**Given records:**
<<<<

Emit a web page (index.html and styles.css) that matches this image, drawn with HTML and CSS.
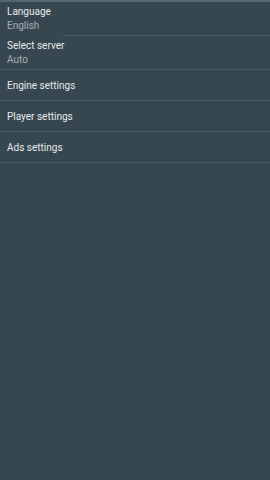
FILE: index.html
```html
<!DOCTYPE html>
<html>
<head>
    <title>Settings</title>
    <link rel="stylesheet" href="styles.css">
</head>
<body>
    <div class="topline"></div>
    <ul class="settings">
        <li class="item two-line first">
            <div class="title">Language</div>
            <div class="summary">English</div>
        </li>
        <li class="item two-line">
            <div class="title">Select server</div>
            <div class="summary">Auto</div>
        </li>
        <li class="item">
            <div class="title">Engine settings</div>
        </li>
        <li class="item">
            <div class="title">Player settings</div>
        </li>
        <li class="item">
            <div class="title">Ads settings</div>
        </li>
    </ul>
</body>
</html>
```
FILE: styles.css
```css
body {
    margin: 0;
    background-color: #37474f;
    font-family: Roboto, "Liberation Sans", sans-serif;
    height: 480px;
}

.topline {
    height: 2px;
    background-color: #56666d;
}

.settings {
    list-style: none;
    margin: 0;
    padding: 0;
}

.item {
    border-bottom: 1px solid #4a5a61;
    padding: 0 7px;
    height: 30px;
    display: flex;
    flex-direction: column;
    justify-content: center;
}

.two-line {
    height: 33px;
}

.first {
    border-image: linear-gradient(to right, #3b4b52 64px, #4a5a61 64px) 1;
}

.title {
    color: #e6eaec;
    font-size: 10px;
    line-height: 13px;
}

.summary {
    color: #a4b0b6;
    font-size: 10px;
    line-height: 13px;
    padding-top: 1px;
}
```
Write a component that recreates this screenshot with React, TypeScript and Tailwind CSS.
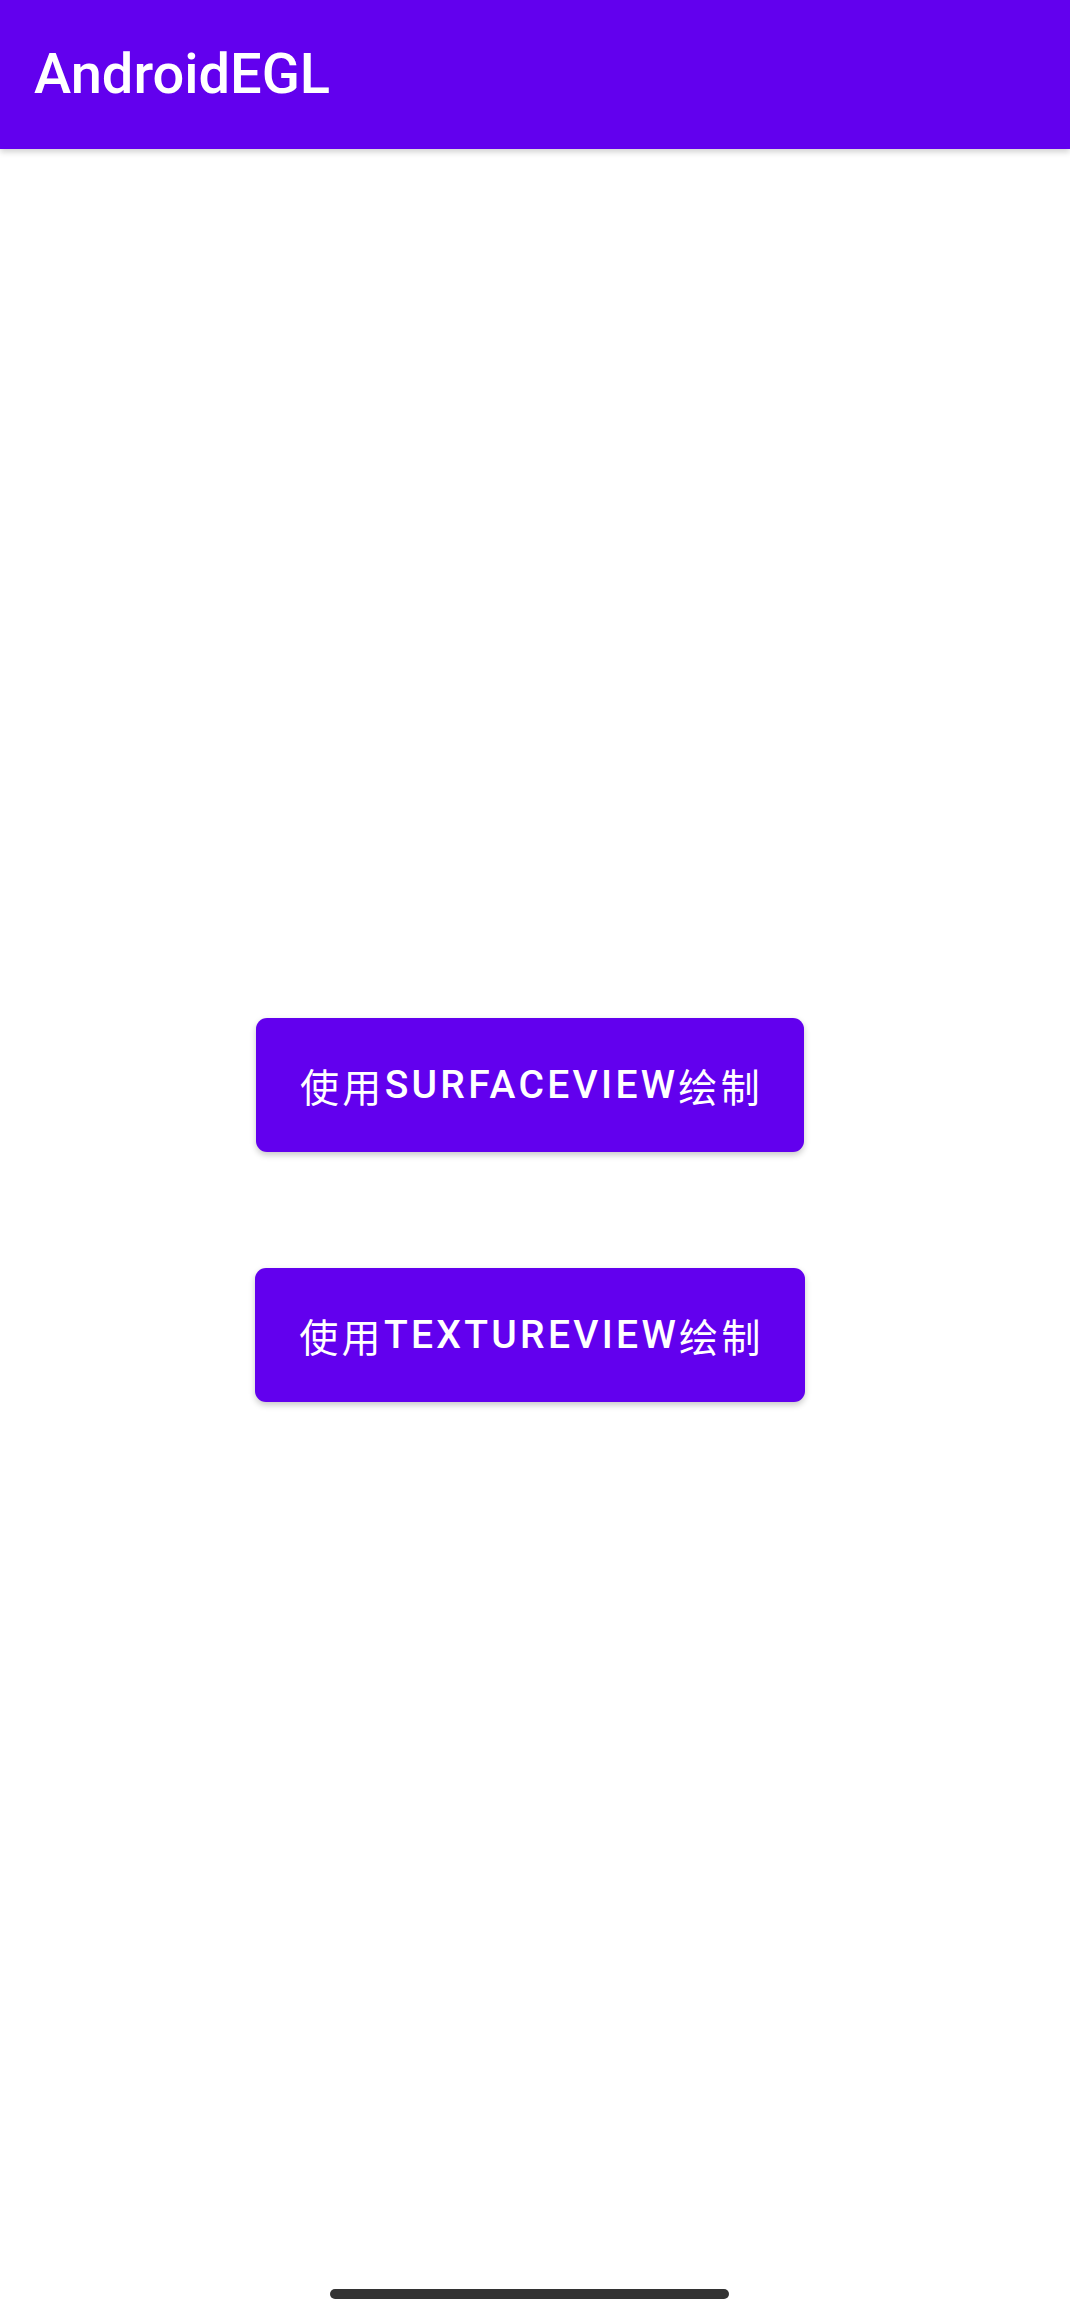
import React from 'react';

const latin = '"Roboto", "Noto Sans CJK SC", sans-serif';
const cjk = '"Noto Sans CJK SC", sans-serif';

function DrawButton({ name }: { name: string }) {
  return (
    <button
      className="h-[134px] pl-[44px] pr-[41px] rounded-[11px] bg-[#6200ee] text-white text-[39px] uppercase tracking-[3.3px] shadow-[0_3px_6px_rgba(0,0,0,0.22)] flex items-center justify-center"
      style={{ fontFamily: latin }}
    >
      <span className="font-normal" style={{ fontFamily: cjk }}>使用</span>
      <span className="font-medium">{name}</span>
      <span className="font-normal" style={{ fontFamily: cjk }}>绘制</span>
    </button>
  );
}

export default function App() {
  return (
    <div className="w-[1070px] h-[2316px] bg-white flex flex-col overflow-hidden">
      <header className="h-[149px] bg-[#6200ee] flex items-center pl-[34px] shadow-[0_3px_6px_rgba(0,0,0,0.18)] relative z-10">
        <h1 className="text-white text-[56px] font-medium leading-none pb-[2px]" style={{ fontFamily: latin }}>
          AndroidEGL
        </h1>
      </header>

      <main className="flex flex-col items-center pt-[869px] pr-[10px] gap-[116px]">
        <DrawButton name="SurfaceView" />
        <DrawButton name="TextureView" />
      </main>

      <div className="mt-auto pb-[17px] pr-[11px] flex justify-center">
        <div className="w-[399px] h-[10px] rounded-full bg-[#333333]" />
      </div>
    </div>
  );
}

>>>>

**What the task requires:** Omit the pictures and retype exactly the lines from the one with "Write a component" through the final line, both ends included.

**Exercise answer:**
Write a component that recreates this screenshot with React, TypeScript and Tailwind CSS.
import React from 'react';

const latin = '"Roboto", "Noto Sans CJK SC", sans-serif';
const cjk = '"Noto Sans CJK SC", sans-serif';

function DrawButton({ name }: { name: string }) {
  return (
    <button
      className="h-[134px] pl-[44px] pr-[41px] rounded-[11px] bg-[#6200ee] text-white text-[39px] uppercase tracking-[3.3px] shadow-[0_3px_6px_rgba(0,0,0,0.22)] flex items-center justify-center"
      style={{ fontFamily: latin }}
    >
      <span className="font-normal" style={{ fontFamily: cjk }}>使用</span>
      <span className="font-medium">{name}</span>
      <span className="font-normal" style={{ fontFamily: cjk }}>绘制</span>
    </button>
  );
}

export default function App() {
  return (
    <div className="w-[1070px] h-[2316px] bg-white flex flex-col overflow-hidden">
      <header className="h-[149px] bg-[#6200ee] flex items-center pl-[34px] shadow-[0_3px_6px_rgba(0,0,0,0.18)] relative z-10">
        <h1 className="text-white text-[56px] font-medium leading-none pb-[2px]" style={{ fontFamily: latin }}>
          AndroidEGL
        </h1>
      </header>

      <main className="flex flex-col items-center pt-[869px] pr-[10px] gap-[116px]">
        <DrawButton name="SurfaceView" />
        <DrawButton name="TextureView" />
      </main>

      <div className="mt-auto pb-[17px] pr-[11px] flex justify-center">
        <div className="w-[399px] h-[10px] rounded-full bg-[#333333]" />
      </div>
    </div>
  );
}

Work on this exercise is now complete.